Catholic University:
Stephen Roe – "Material Means…"
5:30 - Crough Center (620 Michigan Ave NE)
The principal or ROEWU architecture, in London, will discuss materiality in his young firm's work.

People Talking about Architecture - 07.17.2006


Washington DC:
James Campbell - The Amazing Brick
6:30 PM - National Building Museum (401 F Street NW)
The fellow in architecture and the history of art at Queens College University of Cambridge, England, and the author of Brick: A World History, will discuss the evolution of this simple material in architecture and engineering.

Saturday, July 08, 2006

People Talking about Architecture - 07.13.2006

New York:
Mark Rosenhaus - Dynamic Symmetry: The Cure for the Common Design
6:00 PM - Hafele America Co. NYC Showroom (25 E. 26th St.)
"What do a pineapple, space shuttle and your finger have in common?" and marvels that they are all designed using identical proportions. His presentation, as if ripped from the 16 Century, will focus on how the Golden Rectangle, Fibonacci numbers and geometry in nature influence art and design, creating Dynamic Symmetry in many designs.

People Talking about Architecture - 07.12.2006

Catholic University:
Mark Tsurumaki - (Untitled Lecture)
5:30 PM - Crough Center (620 Michigan Ave NE)

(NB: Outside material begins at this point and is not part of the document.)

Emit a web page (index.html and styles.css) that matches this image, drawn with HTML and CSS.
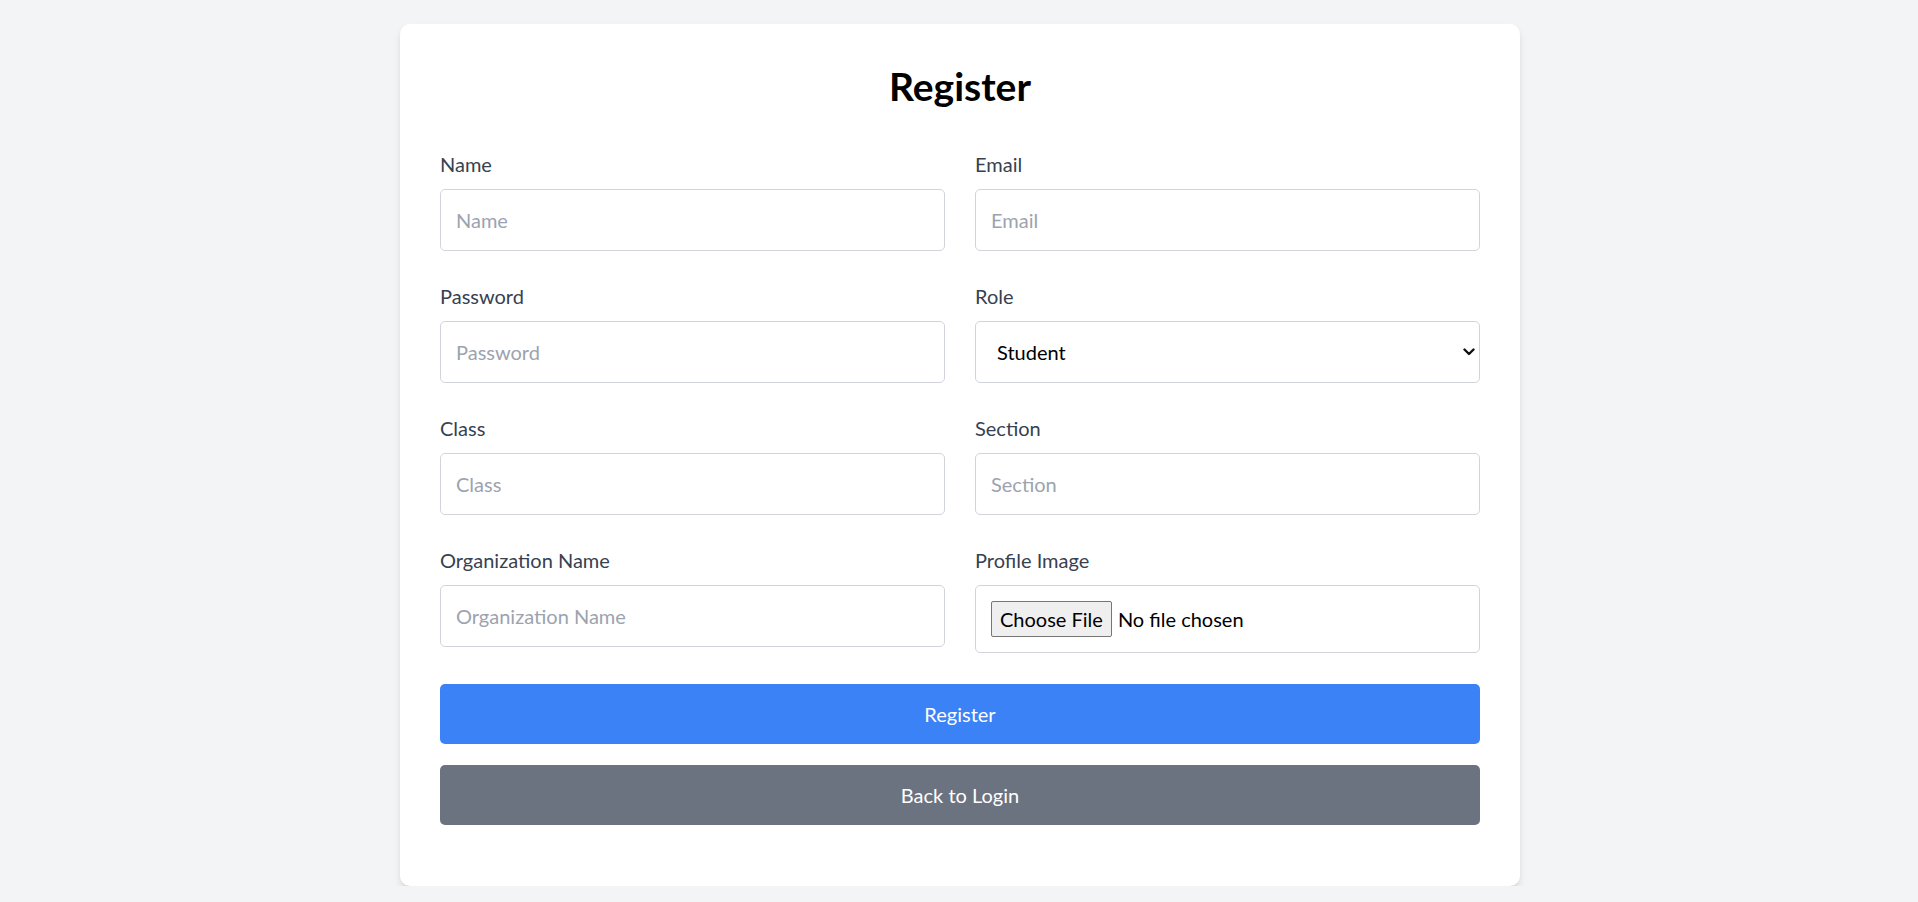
FILE: index.html
```html
<!DOCTYPE html>
<html lang="en">
<head>
<meta charset="utf-8">
<title>Register</title>
<link rel="stylesheet" href="styles.css">
</head>
<body>
<main class="page">
  <div class="card">
    <h1 class="title">Register</h1>
    <form class="form">
      <div class="grid">
        <div class="field">
          <label class="label" for="name">Name</label>
          <input class="input" id="name" type="text" placeholder="Name">
        </div>
        <div class="field">
          <label class="label" for="email">Email</label>
          <input class="input" id="email" type="email" placeholder="Email">
        </div>
        <div class="field">
          <label class="label" for="password">Password</label>
          <input class="input" id="password" type="password" placeholder="Password">
        </div>
        <div class="field">
          <label class="label" for="role">Role</label>
          <div class="select-wrap">
            <select class="input select" id="role">
              <option>Student</option>
              <option>Teacher</option>
              <option>Admin</option>
            </select>
            <svg class="chevron" width="12" height="8" viewBox="0 0 12 8" aria-hidden="true"><path d="M1.5 1.5 L6 6 L10.5 1.5" fill="none" stroke="#111" stroke-width="2.4" stroke-linecap="round" stroke-linejoin="round"/></svg>
          </div>
        </div>
        <div class="field">
          <label class="label" for="class">Class</label>
          <input class="input" id="class" type="text" placeholder="Class">
        </div>
        <div class="field">
          <label class="label" for="section">Section</label>
          <input class="input" id="section" type="text" placeholder="Section">
        </div>
        <div class="field">
          <label class="label" for="org">Organization Name</label>
          <input class="input" id="org" type="text" placeholder="Organization Name">
        </div>
        <div class="field">
          <label class="label" for="image">Profile Image</label>
          <input class="input file" id="image" type="file">
        </div>
      </div>
      <button class="btn btn-primary" type="button">Register</button>
      <button class="btn btn-secondary" type="button">Back to Login</button>
    </form>
  </div>
</main>
</body>
</html>
```

FILE: styles.css
```css
* { box-sizing: border-box; }

html, body {
  margin: 0;
  padding: 0;
  background: #f3f4f6;
  font-family: Lato, "Open Sans", "Liberation Sans", sans-serif;
}

.page {
  padding: 24px 0 0 2px;
  display: flex;
  justify-content: center;
}

.card {
  width: 1120px;
  background: #ffffff;
  border-radius: 10px;
  box-shadow: 0 5px 8px -1px rgba(0, 0, 0, 0.1), 0 2px 5px -2px rgba(0, 0, 0, 0.1);
  padding: 40px 40px 61px;
}

.title {
  margin: 0 0 40px;
  text-align: center;
  font-size: 39px;
  line-height: 45px;
  font-weight: 700;
  color: #000;
}

.form { display: flex; flex-direction: column; }

.grid {
  display: grid;
  grid-template-columns: 1fr 1fr;
  column-gap: 30px;
  row-gap: 30px;
}

.field { display: flex; flex-direction: column; }

.label {
  font-size: 20px;
  line-height: 30px;
  color: #374151;
  margin-bottom: 10px;
}

.input {
  width: 100%;
  height: 62px;
  padding: 15px;
  border: 1px solid #d1d5db;
  border-radius: 5px;
  font-family: inherit;
  font-size: 20px;
  line-height: 30px;
  color: #111827;
  background: #fff;
  outline: none;
}

.input::placeholder { color: #9ca3af; }

.select-wrap { position: relative; }

.select {
  appearance: none;
  -webkit-appearance: none;
  padding-left: 21px;
  color: #000;
}

.chevron {
  position: absolute;
  right: 5px;
  top: 27px;
  pointer-events: none;
}

.file {
  height: 68px;
  padding: 15px;
  line-height: 36px;
  color: #000;
}

.file::file-selector-button {
  font-family: inherit;
  font-size: 20px;
  line-height: 30px;
  height: 36px;
  padding: 2px 8px;
  margin-right: 6px;
  background: #efefef;
  border: 1px solid #767676;
  border-radius: 2px;
  color: #000;
}

.btn {
  width: 100%;
  height: 60px;
  border: none;
  border-radius: 5px;
  font-family: inherit;
  font-size: 20px;
  line-height: 30px;
  color: #fff;
  cursor: pointer;
}

.btn-primary {
  background: #3b82f6;
  margin-top: 31px;
}

.btn-secondary {
  background: #6b7280;
  margin-top: 21px;
}
```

People Talking about Architecture - 07.11.2006

New York:
Toshiko Mori - The Dilemma of our Time: Technology and Culture
6:00 PM - Center for Architecture (536 LaGuardia Place)
The Principal of Toshiko Mori Architect and Chair of the Department of Architecture at Harvard will address the relationship between history and innovation, material and its effects, and preservation and renewal. She will discuss several recent projects that deal with sensitive climate, ecology, and environment; and she will address the intersection between preservation, conservation, and sustainability - in technological as well as cultural and historical terms.

Sunday, July 02, 2006

People Talking about Architecture - 07.03.2006

London:
Peter Zumthor - Summerworks
6.30 - Main Galleries, Royal Academy of Arts
From the lector, ‘The core of my work is staying at home, forgetting the world around me and submerging myself in the tasks I have to do, the atmospheres I want to create. Research, the joy of working, of finding a form for an everyday ritual, for a special moment in the future life of a building not yet known; the pleasure of working together with my collaborators in a concentrated way, in a specific environment with the light of the sun entering from the garden and every once in a while my grandson visiting me from across the street. Summerworks. Splendid concentration. My lecture will report on the outcome of that.’